Hop O’ My Thumb is so similar to Hansel and Gretel you might wonder how both co-existed. Both stories have:
- A time of famine
- In which the parents decide to leave their children in the woods
- A trail of pebbles
- A second abandonment, further into the woods
- A welcoming cottage in the woods
- A cannibalistic inhabitant who wants to fatten the children up and eat them
- Trickery and cunning on the part of one child as a means of escape
- A home-away-home structure, in which the children end up (richer, in some versions) back home after an adventure
- No mention of the trauma of abandonment that must surely have resulted after being abandoned — twice — by your very own parents.
The truth is, Hansel and Gretel is the version that survived the best in the English speaking world. How many people know the story of Hansel and Gretel but have never heard of Hop O’ My Thumb? That certainly described me until I recently made an effort to read some of the lesser known fairytales.
Hansel and Gretel by Anthony Browne
Hansel and Gretel by Neil Gaiman and Lorenzo Manzatotti
This tale is much kinder to mothers than to fathers, and far kinder to mothers than the Grimm brothers were. Here, the mothers stand up for their children while the fathers want to get rid of them. In Hansel and Gretel it is the other way around. There has been much psychoanalysis of that.
There are also elements of Tom Thumb in this tale (obviously, from the title!), though no mention in the actual story about Hop O’ My Thumb’s diminutive size. Nonetheless, almost all illustrators depict not only the titular character but also the brothers as very tiny.

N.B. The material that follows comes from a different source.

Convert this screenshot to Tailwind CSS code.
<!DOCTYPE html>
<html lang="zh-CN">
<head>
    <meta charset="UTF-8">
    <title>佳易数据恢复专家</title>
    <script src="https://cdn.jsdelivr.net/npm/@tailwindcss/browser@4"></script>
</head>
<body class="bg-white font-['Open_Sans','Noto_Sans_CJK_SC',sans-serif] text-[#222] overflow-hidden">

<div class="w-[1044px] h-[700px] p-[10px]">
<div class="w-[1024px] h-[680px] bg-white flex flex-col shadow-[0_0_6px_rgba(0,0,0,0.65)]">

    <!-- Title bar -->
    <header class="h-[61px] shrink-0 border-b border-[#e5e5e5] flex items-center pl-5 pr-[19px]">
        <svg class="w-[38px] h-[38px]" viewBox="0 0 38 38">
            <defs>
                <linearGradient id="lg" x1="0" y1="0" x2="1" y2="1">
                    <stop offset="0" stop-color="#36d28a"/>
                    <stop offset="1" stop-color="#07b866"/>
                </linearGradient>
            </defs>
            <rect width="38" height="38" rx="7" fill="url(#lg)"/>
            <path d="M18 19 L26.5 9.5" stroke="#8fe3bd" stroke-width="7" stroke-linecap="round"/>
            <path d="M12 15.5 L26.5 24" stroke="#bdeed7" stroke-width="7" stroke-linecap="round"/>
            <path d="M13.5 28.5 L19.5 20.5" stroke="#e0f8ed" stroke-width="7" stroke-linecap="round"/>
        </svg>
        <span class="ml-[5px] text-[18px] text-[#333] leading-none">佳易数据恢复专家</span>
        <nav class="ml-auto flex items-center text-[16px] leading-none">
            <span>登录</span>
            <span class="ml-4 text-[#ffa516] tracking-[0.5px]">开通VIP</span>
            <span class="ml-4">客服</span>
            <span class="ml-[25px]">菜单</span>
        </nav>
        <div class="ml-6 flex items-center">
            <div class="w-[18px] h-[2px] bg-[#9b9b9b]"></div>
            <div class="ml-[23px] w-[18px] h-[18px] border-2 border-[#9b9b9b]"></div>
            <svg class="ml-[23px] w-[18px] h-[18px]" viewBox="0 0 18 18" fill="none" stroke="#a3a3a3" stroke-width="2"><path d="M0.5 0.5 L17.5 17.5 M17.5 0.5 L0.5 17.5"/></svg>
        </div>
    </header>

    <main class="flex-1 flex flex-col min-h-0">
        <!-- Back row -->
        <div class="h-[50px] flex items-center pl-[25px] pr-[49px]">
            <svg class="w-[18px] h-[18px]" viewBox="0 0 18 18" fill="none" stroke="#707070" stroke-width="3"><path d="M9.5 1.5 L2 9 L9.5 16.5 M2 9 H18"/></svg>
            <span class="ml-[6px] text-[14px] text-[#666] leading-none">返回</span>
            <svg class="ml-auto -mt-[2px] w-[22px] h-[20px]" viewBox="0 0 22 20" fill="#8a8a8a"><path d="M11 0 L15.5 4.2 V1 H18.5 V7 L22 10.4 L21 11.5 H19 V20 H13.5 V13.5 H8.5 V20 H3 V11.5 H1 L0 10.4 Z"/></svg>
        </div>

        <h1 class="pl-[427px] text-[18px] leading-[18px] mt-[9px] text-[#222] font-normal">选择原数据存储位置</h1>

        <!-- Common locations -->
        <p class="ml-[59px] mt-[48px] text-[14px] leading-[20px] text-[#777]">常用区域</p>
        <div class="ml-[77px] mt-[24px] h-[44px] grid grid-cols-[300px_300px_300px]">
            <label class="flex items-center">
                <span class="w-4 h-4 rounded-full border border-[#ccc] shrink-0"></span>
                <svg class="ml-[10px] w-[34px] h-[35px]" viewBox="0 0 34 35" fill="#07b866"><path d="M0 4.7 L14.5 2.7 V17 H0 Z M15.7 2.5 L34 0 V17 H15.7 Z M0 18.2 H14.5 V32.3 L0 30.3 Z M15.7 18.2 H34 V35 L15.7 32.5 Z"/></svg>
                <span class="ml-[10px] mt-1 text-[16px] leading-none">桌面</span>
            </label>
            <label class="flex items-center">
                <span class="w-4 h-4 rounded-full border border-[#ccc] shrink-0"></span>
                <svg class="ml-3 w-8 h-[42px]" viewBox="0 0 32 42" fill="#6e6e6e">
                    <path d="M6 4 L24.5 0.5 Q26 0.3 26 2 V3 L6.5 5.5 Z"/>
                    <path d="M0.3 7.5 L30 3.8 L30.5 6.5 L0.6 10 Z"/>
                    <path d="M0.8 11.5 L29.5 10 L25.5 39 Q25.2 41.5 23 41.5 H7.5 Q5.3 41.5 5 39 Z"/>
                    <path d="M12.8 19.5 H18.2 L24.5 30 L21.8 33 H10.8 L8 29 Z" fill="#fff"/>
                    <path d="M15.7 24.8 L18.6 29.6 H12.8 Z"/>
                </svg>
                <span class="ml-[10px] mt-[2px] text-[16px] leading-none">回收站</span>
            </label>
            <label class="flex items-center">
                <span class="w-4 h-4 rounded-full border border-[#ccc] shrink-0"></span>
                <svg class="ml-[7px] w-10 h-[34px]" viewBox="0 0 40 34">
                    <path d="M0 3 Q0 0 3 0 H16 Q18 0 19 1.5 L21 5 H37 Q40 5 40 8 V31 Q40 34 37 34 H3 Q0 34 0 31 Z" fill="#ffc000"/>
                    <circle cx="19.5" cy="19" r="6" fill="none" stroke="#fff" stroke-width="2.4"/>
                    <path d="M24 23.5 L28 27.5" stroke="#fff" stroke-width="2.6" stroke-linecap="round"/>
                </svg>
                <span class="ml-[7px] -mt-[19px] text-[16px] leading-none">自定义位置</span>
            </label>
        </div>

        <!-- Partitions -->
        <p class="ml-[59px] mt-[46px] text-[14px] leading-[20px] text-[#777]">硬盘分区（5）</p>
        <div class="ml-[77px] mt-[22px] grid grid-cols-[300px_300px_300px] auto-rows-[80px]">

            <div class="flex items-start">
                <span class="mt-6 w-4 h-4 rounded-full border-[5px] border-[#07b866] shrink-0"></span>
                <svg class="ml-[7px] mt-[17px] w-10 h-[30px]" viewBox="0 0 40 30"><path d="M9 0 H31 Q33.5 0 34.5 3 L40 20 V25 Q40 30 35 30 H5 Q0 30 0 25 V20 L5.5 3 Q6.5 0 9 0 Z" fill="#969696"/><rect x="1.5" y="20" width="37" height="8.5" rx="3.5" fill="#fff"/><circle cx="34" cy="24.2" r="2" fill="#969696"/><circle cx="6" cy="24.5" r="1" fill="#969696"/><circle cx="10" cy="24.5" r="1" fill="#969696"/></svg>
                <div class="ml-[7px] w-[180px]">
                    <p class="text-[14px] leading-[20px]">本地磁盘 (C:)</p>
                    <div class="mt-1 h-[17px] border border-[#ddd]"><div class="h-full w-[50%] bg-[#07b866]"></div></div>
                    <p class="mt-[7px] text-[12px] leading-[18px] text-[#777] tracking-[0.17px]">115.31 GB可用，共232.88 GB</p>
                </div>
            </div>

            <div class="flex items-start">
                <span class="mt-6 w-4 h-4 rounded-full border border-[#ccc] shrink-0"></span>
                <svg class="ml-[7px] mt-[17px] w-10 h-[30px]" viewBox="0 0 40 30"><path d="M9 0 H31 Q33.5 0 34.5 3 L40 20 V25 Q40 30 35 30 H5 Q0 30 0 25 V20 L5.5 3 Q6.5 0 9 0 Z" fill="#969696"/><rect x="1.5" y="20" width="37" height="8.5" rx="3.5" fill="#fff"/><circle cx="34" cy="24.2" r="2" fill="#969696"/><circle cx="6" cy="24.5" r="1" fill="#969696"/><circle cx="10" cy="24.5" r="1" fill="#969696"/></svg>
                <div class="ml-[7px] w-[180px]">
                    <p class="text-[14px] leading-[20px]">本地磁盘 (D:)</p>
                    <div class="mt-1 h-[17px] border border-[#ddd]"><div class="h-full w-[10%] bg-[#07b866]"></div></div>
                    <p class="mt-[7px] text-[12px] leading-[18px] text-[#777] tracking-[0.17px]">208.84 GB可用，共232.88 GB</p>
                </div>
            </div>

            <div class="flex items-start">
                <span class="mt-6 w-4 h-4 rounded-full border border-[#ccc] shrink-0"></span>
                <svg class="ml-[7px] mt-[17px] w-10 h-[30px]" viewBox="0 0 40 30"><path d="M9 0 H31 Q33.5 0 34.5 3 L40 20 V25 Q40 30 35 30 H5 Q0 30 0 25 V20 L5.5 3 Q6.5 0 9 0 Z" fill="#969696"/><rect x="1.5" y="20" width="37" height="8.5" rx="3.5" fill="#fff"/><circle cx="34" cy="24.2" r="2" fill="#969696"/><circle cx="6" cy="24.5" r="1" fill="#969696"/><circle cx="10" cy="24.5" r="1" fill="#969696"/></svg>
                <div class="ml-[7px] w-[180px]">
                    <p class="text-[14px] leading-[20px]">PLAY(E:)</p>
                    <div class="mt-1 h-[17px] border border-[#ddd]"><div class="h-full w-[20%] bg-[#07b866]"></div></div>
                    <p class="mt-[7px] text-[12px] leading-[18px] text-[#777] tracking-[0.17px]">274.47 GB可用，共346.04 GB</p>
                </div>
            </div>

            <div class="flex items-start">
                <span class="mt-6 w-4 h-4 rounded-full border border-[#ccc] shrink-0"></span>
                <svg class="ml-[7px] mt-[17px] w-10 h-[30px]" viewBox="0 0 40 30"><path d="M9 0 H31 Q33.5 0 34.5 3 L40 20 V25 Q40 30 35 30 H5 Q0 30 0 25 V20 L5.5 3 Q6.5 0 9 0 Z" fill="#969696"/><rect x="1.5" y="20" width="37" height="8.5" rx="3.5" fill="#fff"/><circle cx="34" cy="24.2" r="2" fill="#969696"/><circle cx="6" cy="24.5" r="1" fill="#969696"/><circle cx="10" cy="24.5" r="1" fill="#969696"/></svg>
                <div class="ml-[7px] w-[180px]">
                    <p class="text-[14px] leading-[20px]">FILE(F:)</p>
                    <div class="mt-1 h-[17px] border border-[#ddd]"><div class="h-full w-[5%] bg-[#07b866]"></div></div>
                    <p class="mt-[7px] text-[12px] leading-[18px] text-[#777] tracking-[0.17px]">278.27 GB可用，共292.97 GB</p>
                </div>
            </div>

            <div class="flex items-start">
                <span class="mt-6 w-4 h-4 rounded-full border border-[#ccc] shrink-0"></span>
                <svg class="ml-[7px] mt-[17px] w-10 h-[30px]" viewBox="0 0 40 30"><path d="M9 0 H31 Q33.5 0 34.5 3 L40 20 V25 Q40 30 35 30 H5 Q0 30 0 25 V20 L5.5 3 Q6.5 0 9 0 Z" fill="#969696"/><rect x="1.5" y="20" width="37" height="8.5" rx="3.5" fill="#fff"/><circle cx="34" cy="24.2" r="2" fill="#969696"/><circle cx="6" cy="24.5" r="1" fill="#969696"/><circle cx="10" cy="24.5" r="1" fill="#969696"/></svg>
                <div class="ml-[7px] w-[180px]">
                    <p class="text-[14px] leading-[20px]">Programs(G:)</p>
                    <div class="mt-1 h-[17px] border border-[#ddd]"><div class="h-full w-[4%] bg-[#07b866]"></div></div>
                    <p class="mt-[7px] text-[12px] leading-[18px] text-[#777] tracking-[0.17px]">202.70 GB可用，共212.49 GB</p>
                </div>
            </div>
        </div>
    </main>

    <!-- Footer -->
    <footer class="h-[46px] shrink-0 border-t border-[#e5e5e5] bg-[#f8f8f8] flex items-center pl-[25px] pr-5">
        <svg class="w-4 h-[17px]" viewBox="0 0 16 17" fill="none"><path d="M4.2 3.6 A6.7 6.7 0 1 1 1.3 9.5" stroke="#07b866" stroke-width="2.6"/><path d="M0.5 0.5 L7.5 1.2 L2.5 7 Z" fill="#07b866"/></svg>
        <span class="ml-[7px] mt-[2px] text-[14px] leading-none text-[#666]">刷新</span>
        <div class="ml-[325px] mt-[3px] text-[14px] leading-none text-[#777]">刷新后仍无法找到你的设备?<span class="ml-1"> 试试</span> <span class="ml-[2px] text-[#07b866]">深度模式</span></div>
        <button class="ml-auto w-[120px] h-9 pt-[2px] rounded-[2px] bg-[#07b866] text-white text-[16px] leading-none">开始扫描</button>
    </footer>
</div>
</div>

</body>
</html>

I’m also reminded of Jack and the Beanstalk when the ogre arrives home to his cottage in the wood and sniffs out the children to eat.
His seven daughters are somewhat vampiric, with their pointy teeth. They have already started sucking on the blood of babies, we are told.
What can I say? This story has it all.
STORY STRUCTURE OF HOP O’ MY THUMB
SHORTCOMING
Hop O’ My Thumb is mute and a weakling, and his muteness is mistaken for stupidity. In my reading, this is one of the earliest fictional autistic characters. Non/late-verbal autists are often thought to be low IQ, but excel in certain things. I suspect Hop O’ My Thumb had a special interest in rocks or maps. His smarts not only saved his own life but the lives of his brothers.
DESIRE
Hop O’ My Thumb only wants to stay alive. This is a melodramatic tale.
OPPONENT
The odds are against him though, because in this time of famine his parents have decided to drop all of their sons off in the middle of the woods.
PLAN
Hop O’ My Thumb drops white pebbles along the path so the brothers and he can find their way back home. But his plan doesn’t work the second time after the parents deliver them further into the heart of the woods. So the plan is modified; they will knock on the door of the little cottage they come across, and ask for food and shelter.
BIG STRUGGLE
The big struggle is not with the parents. I’ve noticed this happens a lot in stories from all eras: While Hop O’ My Thumb’s main (first?) opponents are his parents, he soon encounters a more obvious ‘baddie’ in the archetypal ogre who is almost like a metaphor for the badness of the parents. Though the parents are not ogres who cannibalise children, in a way they are. They’ve done the most terrible thing to their own children, leaving them to be eaten by wolves or die of exposure and hunger. So the big struggle happens instead at this metaphorical house in the woods, in which Hop O’ My Thumb tricks the hungover ogre into killing his own seven daughters rather than these seven abandoned sons.
ANAGNORISIS
The revelation is that despite being mostly mute and small and young, Hop O’ My Thumb is very useful as a trickster entrepreneur.
NEW SITUATION
As an adult he earns enough money to look after himself and all of his family.